Friday, 1 May 2020

How to Remove URLs From Google Search

To help you quickly decide which method of removal is best for you, we made a flowchart so you can skip to the relevant section of the article.


How to check if a URL is indexed


What I typically see SEOs do to check if content is indexed is use a site: search in Google (e.g., site:https://ahrefs.com). While site: searches can be useful for identifying the pages or sections of a website that may be problematic if they show in search results, you have to be careful because they aren’t normal queries and won’t actually tell you if a page is indexed. They may show pages that are known to Google, but that doesn’t mean they’re eligible to show in normal search results without the site: operator.

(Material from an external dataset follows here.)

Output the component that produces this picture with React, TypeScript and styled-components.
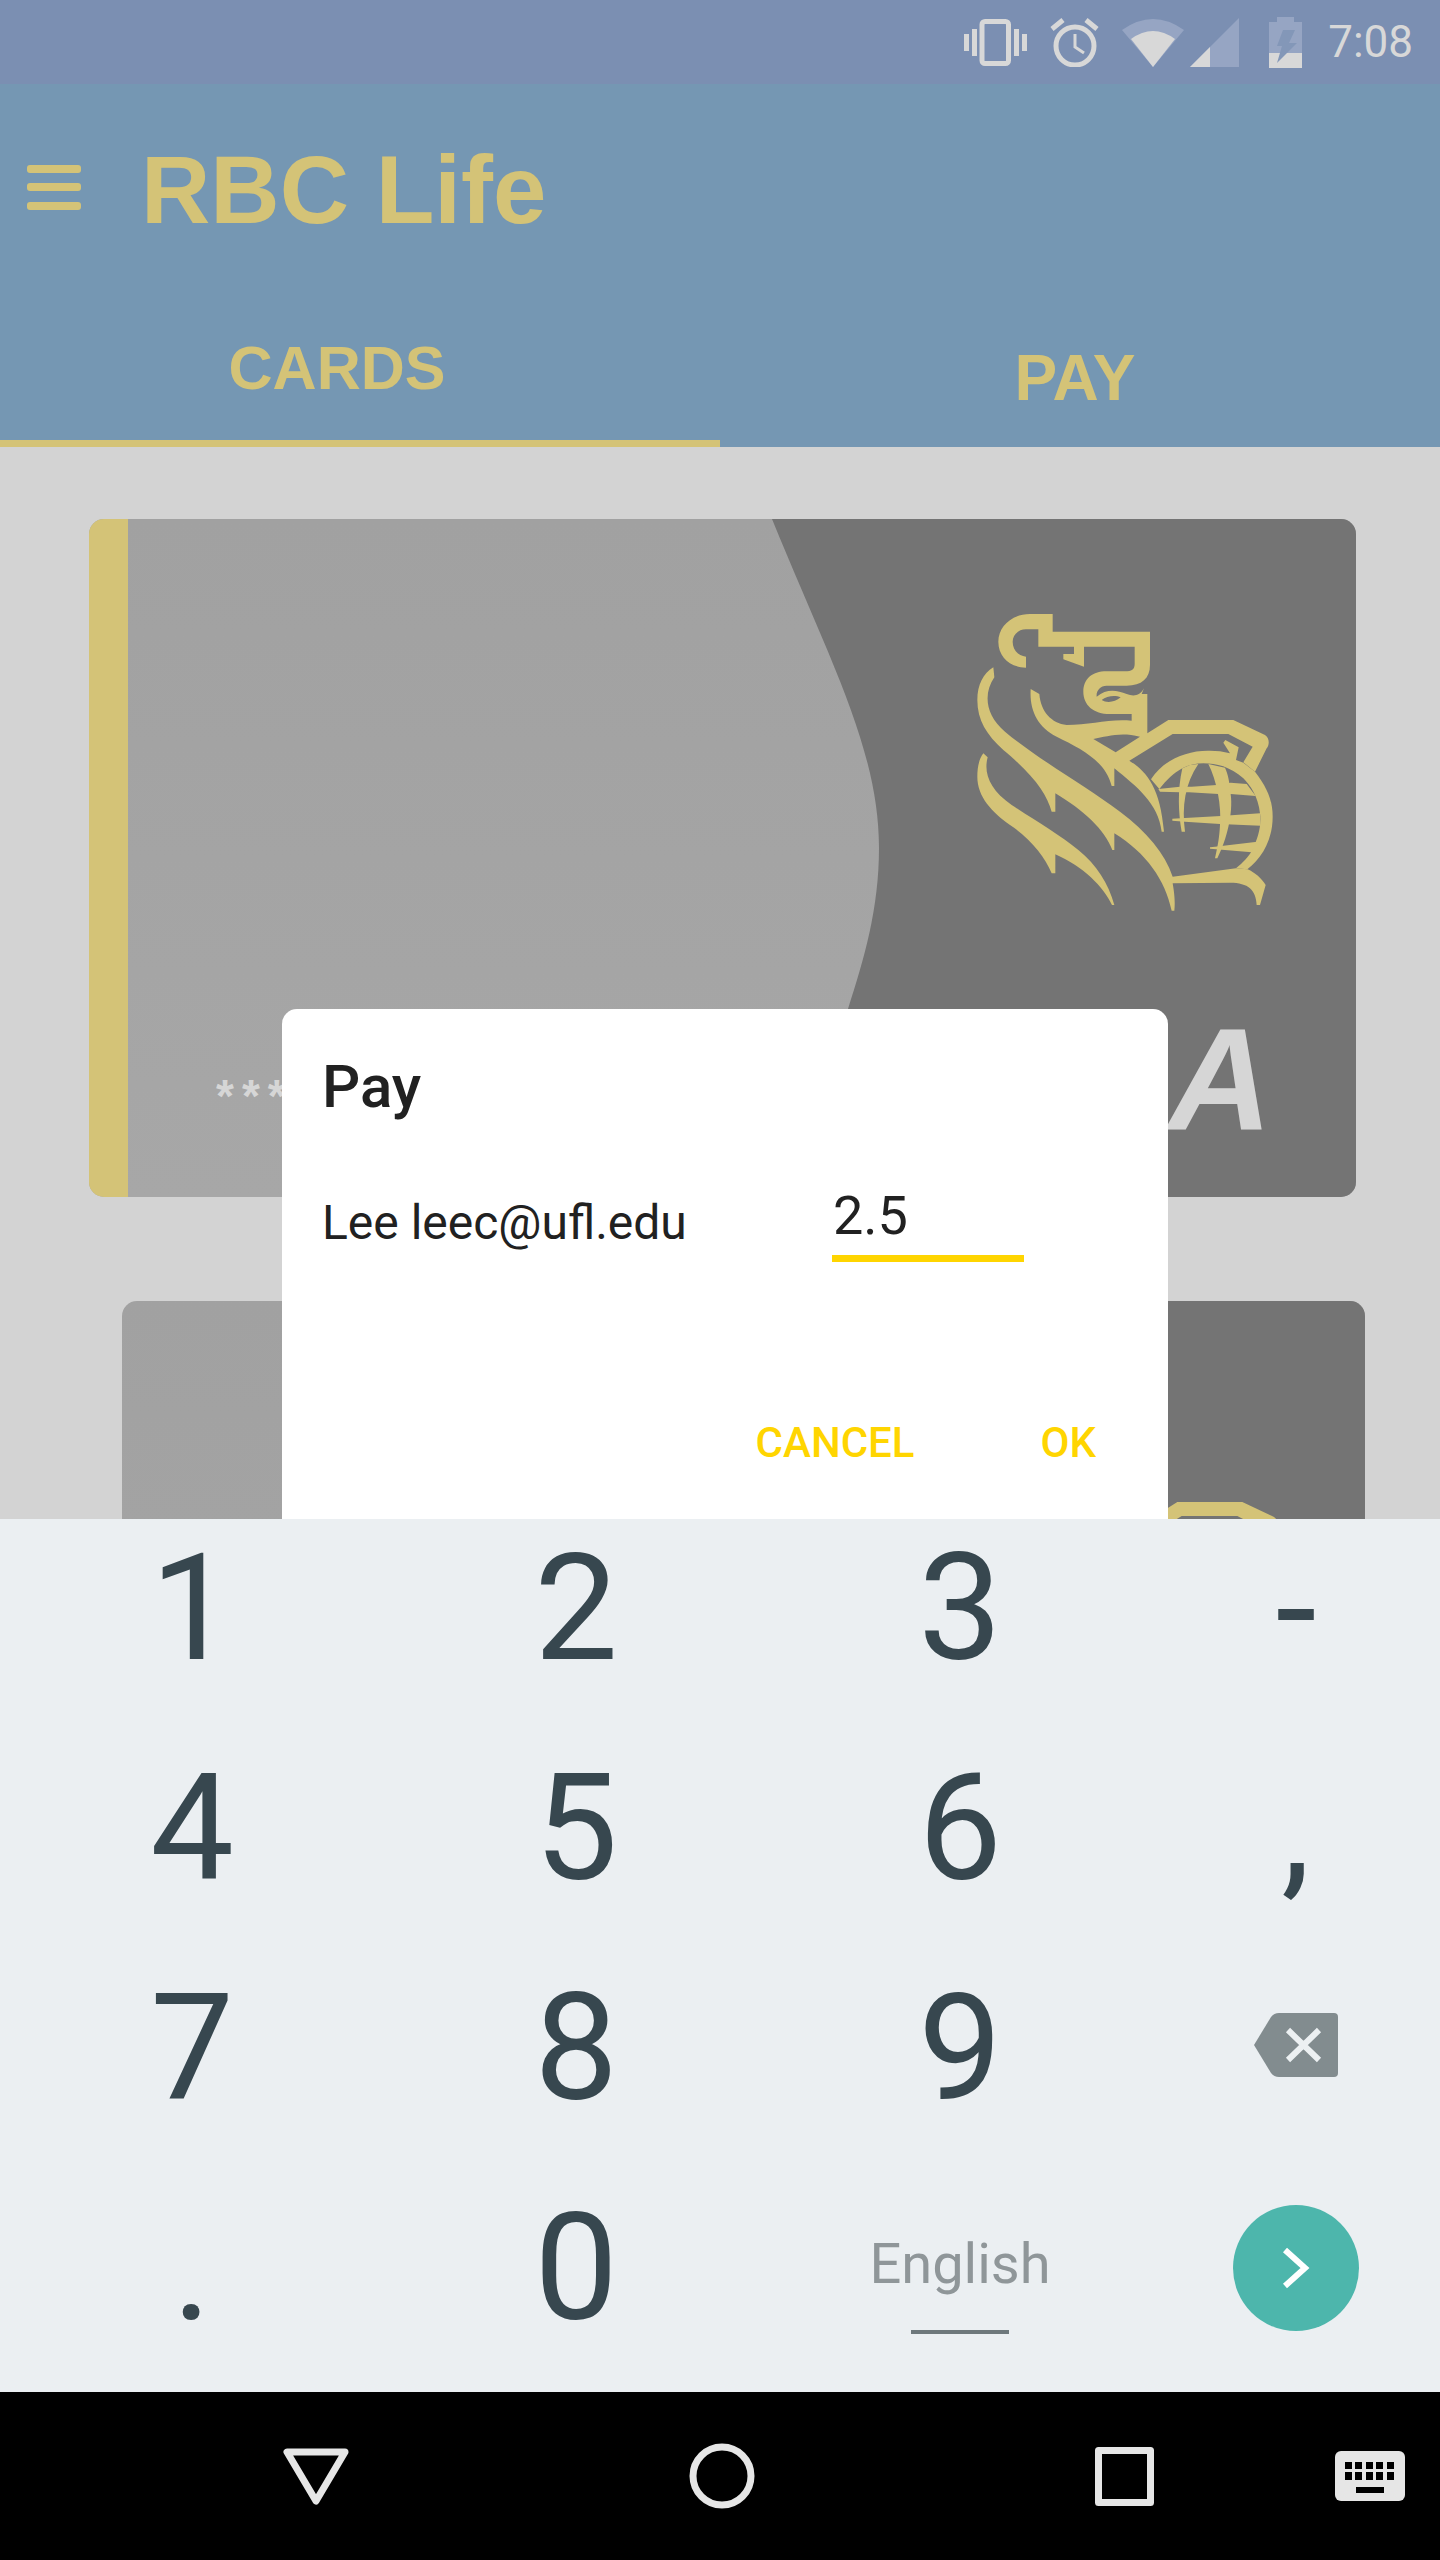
import React from 'react';
import styled, { createGlobalStyle } from 'styled-components';

const GOLD = '#d4c377';
const ACCENT = '#ffd500';

const GlobalStyle = createGlobalStyle`
  html, body {
    margin: 0;
    padding: 0;
    background: #000;
    font-family: Roboto, "Liberation Sans", sans-serif;
  }
`;

const Screen = styled.div`
  width: 1440px;
  height: 2560px;
  display: flex;
  flex-direction: column;
  overflow: hidden;
`;

const StatusBar = styled.div`
  height: 84px;
  flex: none;
  background: #7b8fb2;
  display: flex;
  align-items: center;
  justify-content: flex-end;
  padding-right: 27px;
  box-sizing: border-box;
`;

const StatusIcon = styled.svg<{ $gap: number }>`
  display: block;
  flex: none;
  margin-right: ${({ $gap }) => $gap}px;
`;

const Clock = styled.span`
  font-size: 44px;
  line-height: 84px;
  color: #d8d8d8;
`;

const AppBar = styled.header`
  height: 363px;
  flex: none;
  background: #7597b3;
  display: flex;
  flex-direction: column;
  box-sizing: border-box;
`;

const Toolbar = styled.div`
  height: 206px;
  flex: none;
  display: flex;
  align-items: center;
  padding-left: 27px;
  gap: 60px;
`;

const Title = styled.h1`
  margin: 0;
  padding-top: 6px;
  font-family: "Liberation Sans", Arial, sans-serif;
  font-size: 96px;
  font-weight: 700;
  color: ${GOLD};
`;

const Tabs = styled.div`
  flex: 1;
  display: flex;
`;

const Tab = styled.div<{ $active?: boolean; $shift: number; $top: number; $size: number }>`
  width: 720px;
  flex: none;
  box-sizing: border-box;
  display: flex;
  justify-content: center;
  padding-right: ${({ $shift }) => $shift}px;
  padding-top: ${({ $top }) => $top}px;
  font-family: "Liberation Sans", Arial, sans-serif;
  font-size: ${({ $size }) => $size}px;
  line-height: 68px;
  font-weight: 700;
  color: ${GOLD};
  border-bottom: 7px solid ${({ $active }) => ($active ? GOLD : 'transparent')};
`;

const Content = styled.main`
  position: relative;
  flex: 1;
  min-height: 0;
  overflow: hidden;
  background: #d3d3d3;
  padding-top: 72px;
  box-sizing: border-box;
  display: flex;
  flex-direction: column;
  gap: 104px;
`;

const Card = styled.section<{ $left: number; $width: number }>`
  position: relative;
  flex: none;
  height: 678px;
  margin-left: ${({ $left }) => $left}px;
  width: ${({ $width }) => $width}px;
  border-radius: 15px;
  overflow: hidden;
  background: linear-gradient(180deg, #a1a1a1, #a7a7a7);
  display: flex;
`;

const Stripe = styled.div`
  width: 39px;
  background: ${GOLD};
`;

const Swoosh = styled.svg`
  position: absolute;
  inset: 0;
  width: 100%;
  height: 100%;
`;

const Crest = styled.svg`
  position: absolute;
  top: 71px;
  right: 56px;
`;

const Brand = styled.span`
  position: absolute;
  right: 84px;
  bottom: 45px;
  font-family: "Liberation Sans", Arial, sans-serif;
  font-size: 144px;
  line-height: 144px;
  font-weight: 700;
  font-style: italic;
  color: #d6d6d6;
`;

const CardNumber = styled.span`
  position: absolute;
  left: 127px;
  top: 549px;
  font-family: "Liberation Sans", Arial, sans-serif;
  font-size: 46px;
  line-height: 56px;
  font-weight: 700;
  letter-spacing: 8px;
  white-space: nowrap;
  color: #d6d6d6;
`;

const Dialog = styled.div`
  position: absolute;
  left: 282px;
  top: 562px;
  width: 886px;
  height: 640px;
  box-sizing: border-box;
  background: #fff;
  border-radius: 15px 15px 0 0;
  padding: 44px 72px 0 40px;
  display: flex;
  flex-direction: column;
  color: #212121;
`;

const DialogTitle = styled.h2`
  margin: 0;
  font-size: 60px;
  line-height: 68px;
  font-weight: 500;
`;

const DialogBody = styled.div`
  display: flex;
  align-items: flex-start;
  margin-top: 56px;
`;

const Recipient = styled.span`
  width: 510px;
  flex: none;
  font-size: 48px;
  line-height: 60px;
  padding-top: 16px;
`;

const Amount = styled.div`
  width: 192px;
  height: 85px;
  box-sizing: border-box;
  padding: 8px 0 0 1px;
  font-size: 54px;
  line-height: 62px;
  border-bottom: 7px solid ${ACCENT};
`;

const DialogActions = styled.div`
  display: flex;
  justify-content: flex-end;
  gap: 126px;
  margin-top: 156px;
`;

const ActionButton = styled.button`
  border: none;
  background: none;
  padding: 0;
  font-family: Roboto, sans-serif;
  font-size: 42px;
  line-height: 50px;
  font-weight: 500;
  color: ${ACCENT};
`;

const Keyboard = styled.div`
  height: 873px;
  flex: none;
  box-sizing: border-box;
  padding-top: 1px;
  background: #ebeff2;
  display: grid;
  grid-template-columns: 384px 384px 384px 288px;
  grid-auto-rows: 176px;
  row-gap: 44px;
  color: #37474f;
`;

const Key = styled.div`
  display: flex;
  align-items: center;
  justify-content: center;
  font-size: 149px;
  line-height: 176px;
`;

const BackspaceIcon = styled.svg`
  margin-bottom: 6px;
`;

const LanguageKey = styled.div`
  display: flex;
  flex-direction: column;
  align-items: center;
  padding-top: 46px;
`;

const LanguageName = styled.span`
  font-size: 56px;
  line-height: 76px;
  color: #8f9699;
`;

const LanguageBar = styled.div`
  width: 98px;
  height: 4px;
  margin-top: 28px;
  background: #6e787c;
`;

const EnterButton = styled.div`
  width: 126px;
  height: 126px;
  border-radius: 50%;
  background: #4db6ac;
  display: flex;
  align-items: center;
  justify-content: center;
`;

const NavBar = styled.nav`
  height: 168px;
  flex: none;
  box-sizing: border-box;
  background: #000;
  display: flex;
  align-items: center;
  justify-content: space-between;
  padding: 0 35px 0 283px;
`;

const NavGroup = styled.div`
  display: flex;
  align-items: center;
  gap: 340px;
`;

const CREST_HEAD =
  'M308 72 L308 125 L600 125 L600 225 C600 265 575 287 530 287 L470 287 C450 287 438 303 440 320 C470 295 500 300 530 312 C550 320 570 318 582 295 L575 312 L592 312 L592 430 L655 390 L850 390 L945 435 C960 445 958 465 950 475 L915 545 L880 517 L908 470 L835 432 L668 432 L538 512 C590 545 630 590 642 725 L635 725 C625 640 560 590 493 535 L493 588 L485 588 C465 510 390 475 320 440 C262 410 238 360 242 297 L268 312 C272 365 305 400 350 405 C420 405 480 385 545 392 L545 372 L480 372 C430 372 400 345 400 305 C400 268 425 244 470 244 L525 244 C545 244 554 238 554 222 L554 170 L402 170 L402 230 L340 208 L340 192 L372 192 L372 170 L265 170 L265 118 L228 118 C205 118 188 135 188 155 C188 180 205 198 228 200 L228 233 C180 232 145 200 145 155 C145 110 185 72 240 72 Z M430 447 C470 440 510 425 570 440 L497 487 Z M455 330 C470 318 495 315 512 322 C495 337 470 340 455 330 Z';
const CREST_MANE =
  'M130 232 L133 262 C100 310 105 375 165 425 C260 505 410 590 510 665 C590 725 645 790 668 860 L858 835 L893 838 C915 848 935 865 947 885 L930 945 L920 945 C918 900 895 878 840 878 L668 880 C675 920 675 940 673 962 L665 962 C645 870 590 790 493 730 L493 780 L487 780 C465 720 400 660 316 610 L316 665 L305 665 C290 610 250 555 160 480 C110 435 82 390 82 330 C82 285 100 250 130 232 Z';
const CREST_TAIL =
  'M100 490 L113 502 C100 550 120 600 185 645 C260 695 330 735 385 780 C440 825 475 880 493 945 L486 945 C460 890 400 830 316 793 L316 850 L305 850 C285 800 240 745 180 705 C125 665 82 620 82 560 C82 530 88 505 100 490 Z';
const CREST_GLOBE =
  'M603 568 C640 510 710 480 780 482 C800 482 820 484 840 490 L820 458 L826 450 L866 472 L858 510 L880 518 L915 545 C950 590 968 630 968 680 C968 750 935 805 892 838 L858 835 C880 818 895 800 903 787 C925 745 935 705 930 670 C925 620 900 585 880 565 C840 530 800 520 760 520 C740 520 715 525 697 535 C670 550 650 570 628 597 Z';
const CREST_LINES = [
  'M625 597 L690 590 L725 590 L800 585 L842 578 L890 582 L917 618 L842 612 L805 612 L717 607 L690 607 L630 605 Z',
  'M667 686 L705 684 L812 678 L930 670 L932 707 L810 702 L705 695 L667 692 Z',
  'M780 772 L795 770 L922 755 L905 787 L780 776 Z',
  'M697 535 C682 600 685 670 695 725 L705 725 C695 650 705 580 745 522 L720 525 Z',
  'M775 522 C800 570 815 650 810 705 C808 740 805 760 795 805 L802 805 C830 750 850 670 842 612 C838 575 835 555 825 533 Z',
];

const CrestLogo: React.FC = () => (
  <Crest width="350" height="340" viewBox="0 0 1050 1020">
    <g fill={GOLD}>
      <path d={CREST_HEAD} fillRule="evenodd" />
      <path d={CREST_MANE} />
      <path d={CREST_TAIL} />
      <path d={CREST_GLOBE} />
      {CREST_LINES.map((d) => (
        <path key={d} d={d} />
      ))}
    </g>
  </Crest>
);

const CardArt: React.FC = () => (
  <>
    <Swoosh viewBox="0 0 1267 678" preserveAspectRatio="none">
      <path
        d="M683 0 C740 140 790 230 790 329 C790 390 775 440 759 490 C740 560 710 620 680 678 L1267 678 L1267 0 Z"
        fill="#747474"
      />
    </Swoosh>
    <CrestLogo />
    <CardNumber>**** **** ****</CardNumber>
    <Brand>VISA</Brand>
  </>
);

const StatusIcons: React.FC = () => (
  <>
    <StatusIcon $gap={23} width="63" height="47" viewBox="0 0 63 47" fill="#d8d8d8">
      <rect x="18" y="2.5" width="26.5" height="42" rx="3" fill="none" stroke="#d8d8d8" strokeWidth="5" />
      <rect x="8" y="10" width="5" height="27" />
      <rect x="0" y="15" width="5" height="17" />
      <rect x="50" y="10" width="5" height="27" />
      <rect x="58" y="15" width="5" height="17" />
    </StatusIcon>
    <StatusIcon $gap={23} width="49" height="49" viewBox="0 0 49 49" fill="none" stroke="#d8d8d8">
      <circle cx="25" cy="28" r="19" strokeWidth="5" />
      <path d="M2 11 L13 2 M36 2 L47 11" strokeWidth="5" />
      <path d="M25 16 L25 29 L34 35" strokeWidth="3" />
    </StatusIcon>
    <StatusIcon $gap={6} width="62" height="49" viewBox="0 0 62 49">
      <path d="M0 12 Q31 -10 62 12 L31 49 Z" fill="#96a5c3" />
      <path d="M9 21 Q31 5 53 21 L31 49 Z" fill="#d8d8d8" />
    </StatusIcon>
    <StatusIcon $gap={30} width="49" height="49" viewBox="0 0 49 49">
      <path d="M0 49 L49 0 L49 49 Z" fill="#96a5c3" />
      <path d="M0 49 L20 29 L20 49 Z" fill="#d8d8d8" />
    </StatusIcon>
    <StatusIcon $gap={26} width="33" height="51" viewBox="0 0 33 51">
      <path d="M8 0 L25 0 L25 5 L33 5 L33 51 L0 51 L0 5 L8 5 Z" fill="#96a5c3" />
      <rect x="0" y="36" width="33" height="15" fill="#d8d8d8" />
      <path d="M14 13 L26 13 L20 26 L28 26 L8 46 L13 29 L8 29 Z" fill="#8397b8" />
    </StatusIcon>
  </>
);

const Hamburger: React.FC = () => (
  <svg width="54" height="45" viewBox="0 0 54 45" fill={GOLD}>
    <rect x="0" y="0" width="54" height="8" rx="3" />
    <rect x="0" y="18" width="54" height="8" rx="3" />
    <rect x="0" y="37" width="54" height="8" rx="3" />
  </svg>
);

const keys = ['1', '2', '3', '-', '4', '5', '6', ',', '7', '8', '9'];

const App: React.FC = () => (
  <Screen>
    <GlobalStyle />
    <StatusBar>
      <StatusIcons />
      <Clock>7:08</Clock>
    </StatusBar>

    <AppBar>
      <Toolbar>
        <Hamburger />
        <Title>RBC Life</Title>
      </Toolbar>
      <Tabs>
        <Tab $active $shift={46} $top={44} $size={61}>CARDS</Tab>
        <Tab $shift={10} $top={54} $size={64}>PAY</Tab>
      </Tabs>
    </AppBar>

    <Content>
      <Card $left={89} $width={1267}>
        <Stripe />
        <CardArt />
      </Card>
      <Card $left={122} $width={1243}>
        <CardArt />
      </Card>
      <Dialog>
        <DialogTitle>Pay</DialogTitle>
        <DialogBody>
          <Recipient>Lee leec@ufl.edu</Recipient>
          <Amount>2.5</Amount>
        </DialogBody>
        <DialogActions>
          <ActionButton>CANCEL</ActionButton>
          <ActionButton>OK</ActionButton>
        </DialogActions>
      </Dialog>
    </Content>

    <Keyboard>
      {keys.map((k) => (
        <Key key={k}>{k}</Key>
      ))}
      <Key>
        <BackspaceIcon width="84" height="64" viewBox="0 0 84 64">
          <path
            d="M0 32 L17 4 Q20 0 25 0 L80 0 Q84 0 84 4 L84 60 Q84 64 80 64 L25 64 Q20 64 17 60 Z"
            fill="#828c8f"
          />
          <path d="M34 17 L65 47 M65 17 L34 47" stroke="#ecf0f2" strokeWidth="6" />
        </BackspaceIcon>
      </Key>
      <Key>.</Key>
      <Key>0</Key>
      <LanguageKey>
        <LanguageName>English</LanguageName>
        <LanguageBar />
      </LanguageKey>
      <Key>
        <EnterButton>
          <svg width="28" height="42" viewBox="0 0 28 42" fill="none" stroke="#fff" strokeWidth="6">
            <path d="M3 3 L23 21 L3 39" />
          </svg>
        </EnterButton>
      </Key>
    </Keyboard>

    <NavBar>
      <NavGroup>
        <svg width="66" height="57" viewBox="0 0 66 57" fill="none" stroke="#e6e6e6" strokeWidth="7" strokeLinejoin="round">
          <path d="M4 4 L62 4 L33 53 Z" />
        </svg>
        <svg width="66" height="66" viewBox="0 0 66 66" fill="none" stroke="#e6e6e6" strokeWidth="7">
          <circle cx="33" cy="33" r="29" />
        </svg>
        <svg width="59" height="59" viewBox="0 0 59 59" fill="none" stroke="#e6e6e6" strokeWidth="7" strokeLinejoin="round">
          <rect x="3.5" y="3.5" width="52" height="52" />
        </svg>
      </NavGroup>
      <svg width="70" height="50" viewBox="0 0 70 50">
        <rect width="70" height="50" rx="6" fill="#e6e6e6" />
        <path
          d="M10 11h7v7h-7z M20 11h7v7h-7z M31 11h7v7h-7z M41 11h7v7h-7z M52 11h7v7h-7z M10 21h7v8h-7z M20 21h7v8h-7z M31 21h7v8h-7z M41 21h7v8h-7z M52 21h7v8h-7z M21 36h28v6h-28z"
          fill="#000"
        />
      </svg>
    </NavBar>
  </Screen>
);

export default App;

The better method to check indexation is to use the Index Coverage report in Google Search Console, or the URL Inspection Tool for an individual URL. These tools tell you if a page is indexed and provide additional information on how Google is treating the page. If you don’t have access to this, simply search Google for the full URL of your page.

Removal option 1: Delete the content


If you remove the page and serve either a 404 (not found) or 410 (gone) status code, then the page will be removed from the index shortly after the page is re-crawled. Until it is removed, the page may still show in search results. And even if the page itself is no longer available, a cached version of the page may be temporarily available.

When you might need a different option:
  • I need more immediate removal. See the URL removal tool section.
  • I need to consolidate signals like links. See the canonicalization section.
  • I need the page available for users. See if the noindex or restricting access sections fit your situation.

Removal option 2: Noindex

A noindex meta robots tag or x‑robots header response will tell search engines to remove a page from the index. The meta robots tag works for pages where the x‑robots response works for pages and additional file types like PDFs. For these tags to be seen, a search engine needs to be able to crawl the pages—so make sure they aren’t blocked in robots.txt. Also, note that removing pages from the index may prevent the consolidation of link and other signals.

Example of a meta robots noindex:
<meta name="robots" content="noindex">
Example of x‑robots noindex tag in the header response:
HTTP/1.1 200 OK
X-Robots-Tag: noindex
When you might need a different option:
  • I don’t want users to access these pages. See the restricting access section.
  • I need to consolidate signals like links. See the canonicalization section.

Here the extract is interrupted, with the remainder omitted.